Thursday, March 27, 2008

F

Fair Market Value:

It is also known as FMV. Fair market value is the price at which a willing seller will buy, in an arm's length transaction, when neither is under compulsion to sell or buy and both have reasonable knowledge of relevant facts. For example, a house may have cost you $150,000 but someone is willing to pay you $250,000 for the house today. The $150,000 is it's historical cost (see "historical cost" below) and the $250,000 is the fair market value. Another example would be an individual purchased 100 shares of IBM stock at $100 per share. The closing stock price is now $200. The FMV of the stock is $200 which is the amount that an individual is willing to pay for the stock. Note, however, that accounting transactions are recorded on a historical cost basis and not on a fair market value basis.

FIFO (First in, first out):

A method of inventory valuation in which the first items entered into inventory are considered the first items out.

Financial Accounting Standards Board (FASB):

FASB means the Financial Accounting Standards Board. It is a Board that writes the accounting standards that are used by practicing certified public accountants.
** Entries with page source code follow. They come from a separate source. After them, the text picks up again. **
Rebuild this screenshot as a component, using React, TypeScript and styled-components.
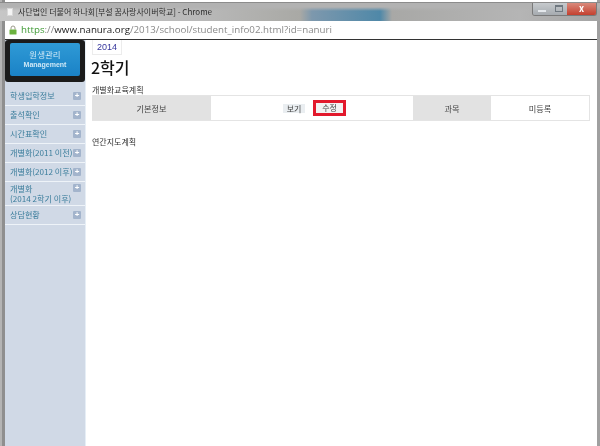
import React from 'react';
import styled, { createGlobalStyle } from 'styled-components';

const GlobalStyle = createGlobalStyle`
  html, body {
    margin: 0;
    padding: 0;
    background: #fff;
  }
`;

const Screen = styled.div`
  width: 600px;
  height: 446px;
  overflow: hidden;
  display: flex;
  flex-direction: column;
  font-family: "Noto Sans CJK KR", "Liberation Sans", sans-serif;
  color: #222;
  filter: blur(0.4px);
  background: linear-gradient(to right, #b4b4b4 0 2px, #8f8f8f 2px 5px, #fff 5px 597px, #a0a0a0 597px);
`;

const TitleBar = styled.div`
  height: 19px;
  margin-top: 2px;
  flex: none;
  display: flex;
  align-items: center;
  padding: 0 3px 0 7px;
  box-sizing: border-box;
  border-top: 1px solid #8c8c8c;
  background:
    linear-gradient(to bottom, #b2b2b2 0 4px, rgba(178, 178, 178, 0) 8px),
    linear-gradient(
      to right,
      #c6c6c6 0,
      #b9b9b9 200px,
      #a9a9a5 300px,
      #7d98ad 312px,
      #4f88a8 380px,
      #a8a8a6 392px,
      #b5b5b5 520px,
      #a4a4a4 100%
    );
`;

const PageIcon = styled.span`
  width: 6px;
  height: 8px;
  background: #f4f4f4;
  border: 1px solid #d8d8d8;
  box-sizing: border-box;
  margin-right: 5px;
`;

const TitleText = styled.span`
  font-size: 8px;
  color: #2c2c2c;
  flex: 1;
  white-space: nowrap;
  margin-top: -1px;
`;

const WindowButtons = styled.div`
  display: flex;
  height: 12px;
  margin-top: -6px;
  border: 1px solid #7a7a7a;
  border-top: 0;
  border-radius: 0 0 3px 3px;
  overflow: hidden;
`;

const WindowButton = styled.div<{ $close?: boolean; $wide?: boolean }>`
  width: ${props => (props.$wide ? 29 : 17)}px;
  display: flex;
  align-items: center;
  justify-content: center;
  font-size: 9px;
  font-weight: 700;
  color: #fff;
  background: ${props =>
    props.$close
      ? 'linear-gradient(#d98a7c, #c4402f)'
      : 'linear-gradient(#c6cacd, #a6abb0)'};
`;

const MinIcon = styled.span`
  width: 8px;
  height: 2px;
  margin-top: 4px;
  background: #e4e8ec;
`;

const MaxIcon = styled.span`
  width: 8px;
  height: 7px;
  box-sizing: border-box;
  border: 1px solid #6f7880;
  border-top-width: 2px;
`;

const AddressRow = styled.div`
  flex: none;
  height: 19px;
  margin: 0 3px 0 5px;
  box-sizing: border-box;
  display: flex;
  align-items: center;
  padding: 0 0 1px 4px;
  background: #fff;
  border-bottom: 1px solid #333;
  font-family: "Open Sans", "Liberation Sans", sans-serif;
  font-size: 9.75px;
  white-space: nowrap;
`;

const LockIcon = styled.svg`
  width: 8px;
  height: 10px;
  margin-right: 4px;
  flex: none;
`;

const Scheme = styled.span`
  color: #3f9a35;
`;

const Host = styled.span`
  color: #222;
`;

const Rest = styled.span`
  color: #8a8a8a;
`;

const Body = styled.div`
  flex: 1;
  min-height: 0;
  display: flex;
  margin: 0 3px 0 5px;
  background: #fff;
`;

const Sidebar = styled.nav`
  width: 80px;
  flex: none;
  background: #d0d9e6;
  border-right: 1px solid #e6eef6;
`;

const LogoFrame = styled.div`
  height: 42px;
  padding: 3px 5px 6px;
  box-sizing: border-box;
  background: #1b1b1b;
  border-radius: 3px;
`;

const LogoButton = styled.div`
  height: 100%;
  display: flex;
  flex-direction: column;
  align-items: center;
  justify-content: center;
  border-radius: 2px;
  background: linear-gradient(#2f9ad6, #1a82c6);
  color: #cfe8f6;
`;

const LogoTitle = styled.span`
  font-size: 8.5px;
  line-height: 11px;
`;

const LogoSub = styled.span`
  font-family: "Liberation Sans", sans-serif;
  font-size: 7px;
  font-weight: 700;
  line-height: 10px;
`;

const Menu = styled.ul`
  list-style: none;
  margin: 5px 0 0;
  padding: 0;
`;

const MenuItem = styled.li<{ $tall?: boolean }>`
  height: ${props => (props.$tall ? 24 : 19)}px;
  box-sizing: border-box;
  padding: ${props => (props.$tall ? '2px 4px 0 5px' : '0 4px 0 5px')};
  display: flex;
  align-items: ${props => (props.$tall ? 'flex-start' : 'center')};
  justify-content: space-between;
  border-bottom: 1px solid #eef3f8;
  font-size: 8.1px;
  line-height: 10px;
  color: #3b7d9c;
  white-space: nowrap;
`;

const PlusBox = styled.span`
  width: 8px;
  height: 8px;
  flex: none;
  border-radius: 1px;
  background: #a3b4cc;
  color: #fff;
  font: 700 8px/8px "Liberation Sans", sans-serif;
  text-align: center;
`;

const Main = styled.main`
  flex: 1;
  min-width: 0;
  padding: 0 7px 0 6px;
`;

const YearTab = styled.div`
  width: 30px;
  height: 15px;
  box-sizing: border-box;
  border: 1px solid #ececec;
  border-top: 0;
  text-align: center;
  font-family: "Liberation Sans", sans-serif;
  font-size: 9px;
  line-height: 14px;
  color: #35359c;
`;

const Term = styled.h1`
  margin: 2px 0 0 -1px;
  font-size: 16px;
  line-height: 20px;
  font-weight: 500;
  color: #111;
`;

const SectionLabel = styled.div<{ $gap?: number }>`
  margin-top: ${props => props.$gap ?? 0}px;
  font-size: 8px;
  line-height: 10px;
  color: #333;
`;

const InfoTable = styled.div`
  display: grid;
  grid-template-columns: 119px 202px 78px 1fr;
  height: 26px;
  border: 1px solid #e4e4e4;
  border-left: 0;
  box-sizing: border-box;
  font-size: 8.2px;
  color: #444;
`;

const Cell = styled.div<{ $head?: boolean }>`
  display: flex;
  align-items: center;
  justify-content: center;
  background: ${props => (props.$head ? '#e2e2e2' : '#fff')};
`;

const ActionCell = styled(Cell)`
  gap: 8px;
  padding-left: 5px;
`;

const ActionButton = styled.span`
  width: 22px;
  height: 9px;
  background: #eaeef1;
  text-align: center;
  font-size: 8px;
  line-height: 9px;
  color: #444;
`;

const EditButton = styled(ActionButton)`
  width: 33px;
  height: 16px;
  box-sizing: border-box;
  border: 3px solid #e2192c;
  background: #f2f2f2;
  line-height: 10px;
`;

const App: React.FC = () => {
  return (
    <Screen>
      <GlobalStyle />
      <TitleBar>
        <PageIcon />
        <TitleText>사단법인 더불어 하나회[부설 꿈사랑사이버학교] - Chrome</TitleText>
        <WindowButtons>
          <WindowButton><MinIcon /></WindowButton>
          <WindowButton><MaxIcon /></WindowButton>
          <WindowButton $close $wide>x</WindowButton>
        </WindowButtons>
      </TitleBar>
      <AddressRow>
        <LockIcon viewBox="0 0 8 10">
          <path d="M2 4.5V3a2 2 0 0 1 4 0v1.5" fill="none" stroke="#9a9a8a" strokeWidth="1" />
          <rect x="0.5" y="4.5" width="7" height="5" rx="0.5" fill="#6cb33f" />
        </LockIcon>
        <Scheme>https</Scheme>
        <Rest>://</Rest>
        <Host>www.nanura.org</Host>
        <Rest>/2013/school/student_info02.html?id=nanuri</Rest>
      </AddressRow>
      <Body>
        <Sidebar>
          <LogoFrame>
            <LogoButton>
              <LogoTitle>원생관리</LogoTitle>
              <LogoSub>Management</LogoSub>
            </LogoButton>
          </LogoFrame>
          <Menu>
            <MenuItem>학생입학정보<PlusBox>+</PlusBox></MenuItem>
            <MenuItem>출석확인<PlusBox>+</PlusBox></MenuItem>
            <MenuItem>시간표확인<PlusBox>+</PlusBox></MenuItem>
            <MenuItem>개별화(2011 이전)<PlusBox>+</PlusBox></MenuItem>
            <MenuItem>개별화(2012 이후)<PlusBox>+</PlusBox></MenuItem>
            <MenuItem $tall>
              <span>개별화<br />(2014 2학기 이후)</span>
              <PlusBox>+</PlusBox>
            </MenuItem>
            <MenuItem>상담현황<PlusBox>+</PlusBox></MenuItem>
          </Menu>
        </Sidebar>
        <Main>
          <YearTab>2014</YearTab>
          <Term>2학기</Term>
          <SectionLabel $gap={8}>개별화교육계획</SectionLabel>
          <InfoTable>
            <Cell $head>기본정보</Cell>
            <ActionCell>
              <ActionButton>보기</ActionButton>
              <EditButton>수정</EditButton>
            </ActionCell>
            <Cell $head>과목</Cell>
            <Cell>미등록</Cell>
          </InfoTable>
          <SectionLabel $gap={16}>연간지도계획</SectionLabel>
        </Main>
      </Body>
    </Screen>
  );
};

export default App;
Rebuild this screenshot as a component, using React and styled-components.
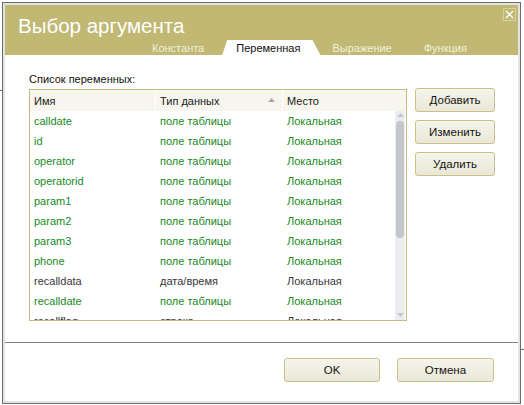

First in First Out (FIFO):

FIFO is an inventory cost flow method whereby the first goods purchased are assumed to be the first goods sold so that the ending inventory is valued as though it is the most recently purchased.

Fixed Assets:

These are also known as Property Plant and Equipment. Fixed assets are those assets of a permanent nature required for the normal conduct of a business. A fixed asset is a tangible item that has a future economic benefit. Fixed assets are higher valued items (such as more than $500) which will not be normally converted into cash during the ensuing fiscal period and have more than a twelve-month life. Fixed assets include furniture, fixtures, equipment, land, and buildings. Accounts receivable and inventory are not fixed assets.

Fixed Assets (Net):

Also called Book Value. Fixed assets net is all property, plant, leasehold improvements, and equipment, net of accumulated depreciation. For example, if the total fixed assets are $500,000 and accumulated depreciation is $100,000, fixed assets net would be $400,000.

Fixed Capital:

Capital invested in fixed assets, such as land, buildings, machinery, etc.

Fixed Cost:

Fixed cost is an operating expense that is incurred to provide facilities and organization which are kept in readiness to do business without regard to actual volumes of production and sales. Fixed costs remain relatively constant until changed by managerial decision; within general limits they do not vary with business volume. Examples are: interest on bonds, rent, property tax, depreciation (sometimes in part). These are operating expenses that are incurred to provide facilities and organizations that are kept in readiness to do business without regard to volumes of production and sales. These fixed costs remain relatively constant until changed by managerial decision. Some examples of fixed costs are rent, property taxes, and interest expense.

Foot:

Foot means to total the amounts in a column. This would be a column in a journal or a ledger.

Funds Statement:

An analysis of changes in working capital. Public corporations are required to provide this report.